#### INSTRUCTIONS TO FOLLOW
Filter the entries below, keeping every line that has the word "picture".

#### DATA FOR THIS TASK
· · · ·
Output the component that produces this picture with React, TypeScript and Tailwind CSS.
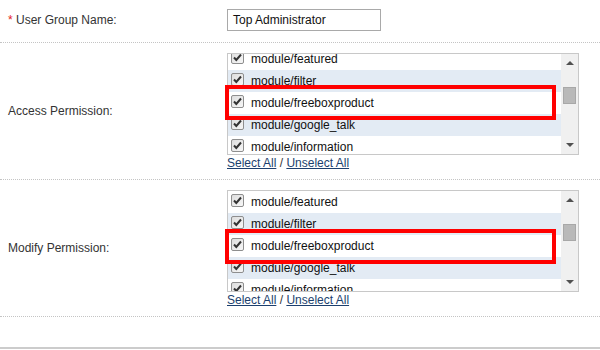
· · · ·
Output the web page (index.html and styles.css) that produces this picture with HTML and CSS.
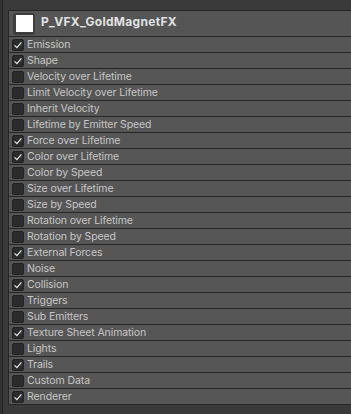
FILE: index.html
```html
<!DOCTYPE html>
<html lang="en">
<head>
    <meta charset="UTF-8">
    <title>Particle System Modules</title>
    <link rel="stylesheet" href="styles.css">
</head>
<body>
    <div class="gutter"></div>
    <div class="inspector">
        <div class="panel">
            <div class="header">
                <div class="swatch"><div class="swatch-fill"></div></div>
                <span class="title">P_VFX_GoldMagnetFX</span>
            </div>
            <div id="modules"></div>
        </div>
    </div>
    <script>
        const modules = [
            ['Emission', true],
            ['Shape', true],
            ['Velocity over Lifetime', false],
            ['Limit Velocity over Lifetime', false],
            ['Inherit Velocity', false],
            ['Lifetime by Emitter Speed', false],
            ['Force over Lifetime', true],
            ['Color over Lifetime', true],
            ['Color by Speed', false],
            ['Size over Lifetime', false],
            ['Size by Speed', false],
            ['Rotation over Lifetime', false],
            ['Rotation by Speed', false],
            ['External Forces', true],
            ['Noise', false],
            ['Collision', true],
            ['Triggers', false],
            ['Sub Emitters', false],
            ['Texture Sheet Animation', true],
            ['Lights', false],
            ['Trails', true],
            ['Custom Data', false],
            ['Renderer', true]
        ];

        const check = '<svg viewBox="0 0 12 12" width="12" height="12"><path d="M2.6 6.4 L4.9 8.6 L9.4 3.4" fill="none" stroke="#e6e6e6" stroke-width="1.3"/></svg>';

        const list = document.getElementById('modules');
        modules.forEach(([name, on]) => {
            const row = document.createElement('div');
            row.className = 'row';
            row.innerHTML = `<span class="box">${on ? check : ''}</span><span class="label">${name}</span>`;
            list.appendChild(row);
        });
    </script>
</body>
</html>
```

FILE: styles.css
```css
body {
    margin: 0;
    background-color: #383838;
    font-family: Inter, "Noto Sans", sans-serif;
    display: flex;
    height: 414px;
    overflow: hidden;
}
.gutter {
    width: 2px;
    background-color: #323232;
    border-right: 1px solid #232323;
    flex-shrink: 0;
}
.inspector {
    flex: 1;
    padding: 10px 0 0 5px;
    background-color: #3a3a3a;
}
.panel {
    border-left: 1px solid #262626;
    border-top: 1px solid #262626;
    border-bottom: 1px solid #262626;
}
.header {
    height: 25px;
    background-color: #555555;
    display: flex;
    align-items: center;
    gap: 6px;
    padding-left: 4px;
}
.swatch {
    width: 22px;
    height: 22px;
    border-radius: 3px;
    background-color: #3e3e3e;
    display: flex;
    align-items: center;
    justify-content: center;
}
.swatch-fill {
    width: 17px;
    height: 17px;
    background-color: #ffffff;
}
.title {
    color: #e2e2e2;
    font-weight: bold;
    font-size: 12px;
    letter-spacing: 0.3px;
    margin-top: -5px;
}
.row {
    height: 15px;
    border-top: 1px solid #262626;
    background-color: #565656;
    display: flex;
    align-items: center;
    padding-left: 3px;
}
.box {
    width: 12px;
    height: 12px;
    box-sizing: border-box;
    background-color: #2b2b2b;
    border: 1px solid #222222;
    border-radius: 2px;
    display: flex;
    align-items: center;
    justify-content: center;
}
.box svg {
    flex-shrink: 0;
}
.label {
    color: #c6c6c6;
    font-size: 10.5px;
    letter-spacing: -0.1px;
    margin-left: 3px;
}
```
· · · ·
#### SOLUTION BELOW
Output the component that produces this picture with React, TypeScript and Tailwind CSS.
Output the web page (index.html and styles.css) that produces this picture with HTML and CSS.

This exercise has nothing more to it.